The poem begins with these lines:

“There are no monuments over Babi Yar.

A steep cliff only, like the rudest headstone.”

Throughout the poem, Yevtushenko places himself in different bodies: sometimes in the body of a Jewish child during medieval pogroms, sometimes in the body of a nineteenth-century man, and sometimes in the body of a Russian hated in the streets. In truth, the multitude of victims becomes a single voice within the poem, as though the ground of Babi Yar itself had begun to speak. The poem moves through mourning, rage, and empathy while remaining rooted in the soil of the massacre itself. Babi Yar begins like a public speech, but gradually turns inward into a private monologue. This shift transforms the reader from a mere “spectator of history” into a “witness.”

As one of the great poetic works written about the Holocaust, the poem focuses on the absence of a memorial as a symbol of voicelessness and of history’s refusal to acknowledge the crime. There is little direct depiction of blood or violence in the poem, yet the void and absence are rendered so powerfully that the reader feels their weight even more intensely. Babi Yar transcends historical reporting and enters the living collective memory of humanity. Dmitri Shostakovich later composed his Thirteenth Symphony inspired by the poem.

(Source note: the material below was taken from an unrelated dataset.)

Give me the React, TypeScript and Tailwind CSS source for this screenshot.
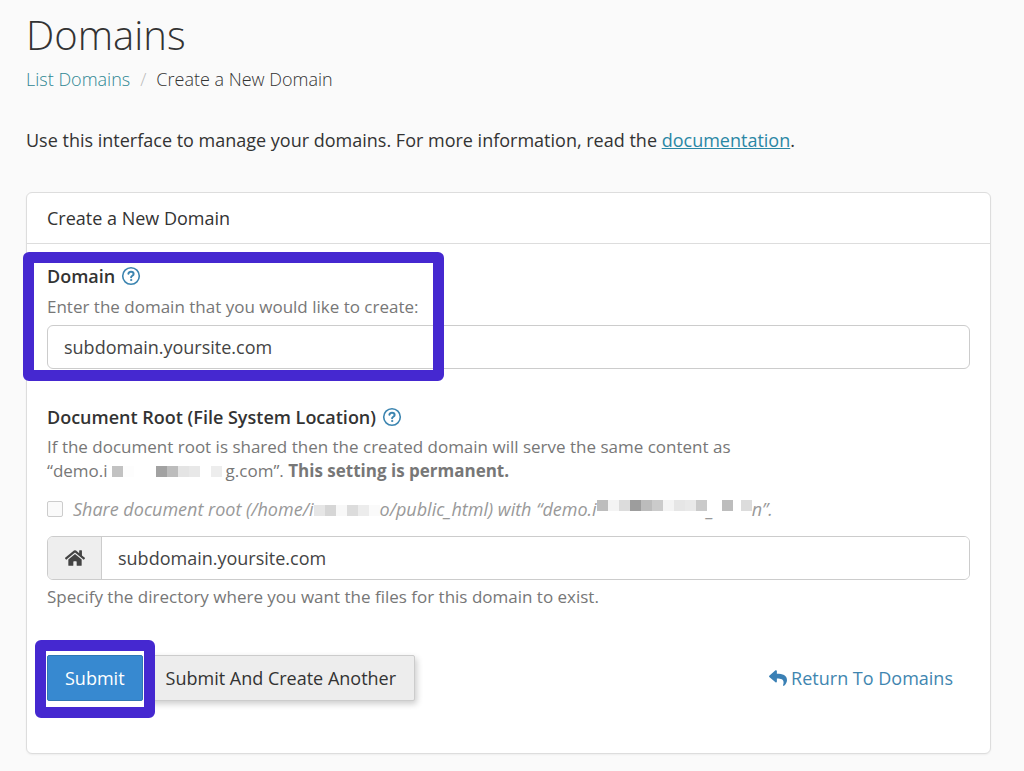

Throughout every verse, the poet seems to stand above that terrifying ravine, hurling words into the air. The poem ends like this:

“And I myself

Am one massive silent scream

Above the thousand thousand buried here.”

Perhaps this is why all dictatorial and anti-democratic governments fear poets, writers, and artists. Because with the writing of a single poem, a dictator can be exposed; crimes can be dragged from beneath the earth into the light; and the collective memory of a people can be awakened from silence, numbness, and forgetting. Every act of writing and artistic creation about historical events is an act against forgetting, against domination and repression. It is the conscience and living memory of society.

There is little doubt that in the near or distant future, artistic works will emerge that immortalize the “Iranian Holocaust” within the awakened memory of history. Because pens can be broken, but poetry never. A musician’s hands can be severed, but music never. A director can be killed, but cinema never. A stage can be burned, but theater and dance never. The artist’s brain can be shattered, but art never.

I want to end this piece by naming artists whose arrests have recently been reported, while also honoring the countless anonymous artists who were killed, wounded, imprisoned, or disappeared during the January 2026 uprising:

Mostafa Alimohammadi, pianist and piano instructor; Artin Parioush, tar player and jeweler; Abdollah Ajparin, theater actor and director; Shakila Ghasemi, painter; Sarina Rezaei, photographer; Sadegh Mansouri, calligrapher; Iman Nobakhti, singer and composer; Mahyar Aghamohammadbagher, jewelry designer; Hamidreza Akhound Nasiri, writer and director; Mohammad Moein, actor and assistant director; Ali Hamdani, theater actor; and Ali Safari, a theater actor only twenty-three years old, arrested in Karaj on January 8 and charged with moharebeh — “waging war against God” — a charge that could result in his execution.